“What a waste of my time” : something I’d spent most of last week, in the aftermath of my routine clinic appointment, saying to myself.
I attended the hospital last Tuesday, after hearing of my approval by my current consultant, his replacement and my IBD nurse for me to start Infliximab, for my already scheduled appointment. I was under the impression, from all the conversations me and my nurse had leading up to my appointment, that my treatment plan was up for discussion. I didn’t even see my GI, I saw some other doctor from the “team”. He had no idea of my biological treatment and was more concerned that I wasn’t on any medications. Me too buddy, but that is why I had to be double scoped and waited so very long, all through the summer and into autumn, to get the go ahead for Infliximab. That waiting wasn’t for me to start it, it was for being able to fit the criteria for the NHS trust to APPLY for the funding for it. There was another wait before it would come back and another before I began the infusions. Meanwhile, I would be expected – by both my medical team and myself – to continue on until then, suffering with my symptoms, working and organising items for the Crohn’s group. Alot of demands and responsibilities on my head, that are all mine, and not enough time to recover and relax.
Infliximab didn’t even come up.

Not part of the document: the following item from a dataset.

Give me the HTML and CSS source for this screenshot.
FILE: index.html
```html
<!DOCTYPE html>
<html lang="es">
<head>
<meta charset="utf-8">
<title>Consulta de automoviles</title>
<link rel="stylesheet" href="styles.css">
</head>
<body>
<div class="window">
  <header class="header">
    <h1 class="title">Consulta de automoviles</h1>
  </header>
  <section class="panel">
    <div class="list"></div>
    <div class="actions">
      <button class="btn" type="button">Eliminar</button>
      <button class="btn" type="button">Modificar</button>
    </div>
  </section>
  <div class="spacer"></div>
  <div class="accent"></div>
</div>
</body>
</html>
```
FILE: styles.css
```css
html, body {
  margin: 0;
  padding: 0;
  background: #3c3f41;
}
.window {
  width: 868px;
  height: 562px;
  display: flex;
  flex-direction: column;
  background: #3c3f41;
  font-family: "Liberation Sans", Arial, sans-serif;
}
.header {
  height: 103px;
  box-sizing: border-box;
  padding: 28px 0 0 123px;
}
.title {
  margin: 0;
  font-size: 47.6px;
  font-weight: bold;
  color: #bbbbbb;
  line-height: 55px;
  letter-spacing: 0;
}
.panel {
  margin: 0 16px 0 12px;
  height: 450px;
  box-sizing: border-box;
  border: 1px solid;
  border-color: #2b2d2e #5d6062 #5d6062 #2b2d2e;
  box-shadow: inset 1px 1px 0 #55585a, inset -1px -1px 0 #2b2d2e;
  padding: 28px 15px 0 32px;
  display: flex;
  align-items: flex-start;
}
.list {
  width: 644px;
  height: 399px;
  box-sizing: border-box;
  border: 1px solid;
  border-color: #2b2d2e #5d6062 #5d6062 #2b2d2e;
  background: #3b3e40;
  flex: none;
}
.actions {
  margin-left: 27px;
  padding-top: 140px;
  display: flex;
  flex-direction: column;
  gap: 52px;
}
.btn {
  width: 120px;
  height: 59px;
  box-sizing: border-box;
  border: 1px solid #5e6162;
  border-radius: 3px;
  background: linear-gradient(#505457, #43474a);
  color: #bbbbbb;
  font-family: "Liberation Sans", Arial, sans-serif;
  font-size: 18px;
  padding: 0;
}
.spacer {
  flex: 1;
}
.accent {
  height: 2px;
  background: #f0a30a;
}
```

He didn’t even know, just wrote a script for Pred and send me on my merry way, a 6 week wait to come back to see how I was doing. WHAT HAPPENED TO ALL THE QUESTIONS I HAD?! Despite having already been a biological treatment patient before, I was concerned. I wasn’t a couple of days diagnosed anymore, I am hitting the two-year straight mark and I’ve got more complications since then. My primary concern is the two narrowings in my bowel (in the join of small to large and then above the splenic flexure) and how they will react to the treatment. They can either stay the same, be fine until they become problematic; or they can be made narrower because of this treatment. As I see it, surgery will come to me (though this is something I knew from the start, it is common for surgical intervention for almost all patients within 10 years of diagnosis) but I am desperate to have my life back. These last 9 months have been awful and I’ve struggled so much. I’ve got so much will, because I have continued to work and taken on volunteer roles throughout the year. I’ve not had enough time for just ME and it’s showing. I am struggling to hold it together and get my head around this.
I finally got all my questions answered yesterday with my IBD nurse at her clinic session, I left feeling reassured and able to get through the next two weeks before my first infusion on Nov 11th. It is a while off, but I am determined to get to there without too many problems. Though, I may have spoken too soon, because work was tough today. I was on the painkillers and feeling rough. Thinking I’ve gotten a cold from someone at work, and made worse by my lack of BMs lately, I hope it doesn’t get worse. Thankfully, tomorrow I am off work, so I intent to rest.
I had to explain my Infliximab schedule to my manager yesterday afternoon and tried to be as direct and simplistic as possible. Just the important details and leave it as that, I managed quite well, until I got my December appointment (the 23rd, the Monday of the Christmas week) and she queried if it could be rearranged. No, once the schedule starts, it has NO FLEXIBILITY. IT IS SCHEDULED FOR THOSE DATES BECAUSE OF THE TIME NEEDED BETWEEN INFUSIONS. My health comes first, and it always will. I was tempted to suggest that I don’t have this treatment and I go on as I have been, with only Imodiums to get me through the days and weeks, until my bowel decides its had enough and leave me bed ridden and in need of hospital intervention. I could be off for weeks, I could be off for months. This is my only option at present and if it at the end it leads to surgery, so be it. I shall be off work and I have to deal with it when it comes to it.
But it brings up the concern I have with the lack of people’s understanding – more of common decency, of late – for other people’s health and their well-being. With something like IBD, no one ever sees the extent to which my body is scarred and inflamed. No one else sees the pain I go through when I’m in my “office” nor do they know of the amount of frustration my days come along with. How utterly fed up I can get with all this crap I am forced to deal with. Most of it is second nature now, and I have become quite conformable with my condition in all its entirety, but I am always and continuously surprised at people’s lack of care and compassion.
I know I am only 25, believe me I am painfully aware of how young I am to have gotten this lifetime condition, and that I want to be as normal as I can be whilst being unwell more often than not, but how difficult is it for people to try to understand? I know IBD education is far from what it can and will be, and I am a small cog in the engine that is driving that forward, but come on! Can we just have some compassion for others? How difficult is it? How little am I asking for? Why can’t I be given more than just a glance, just slightly more than a moments thought, when it comes to it?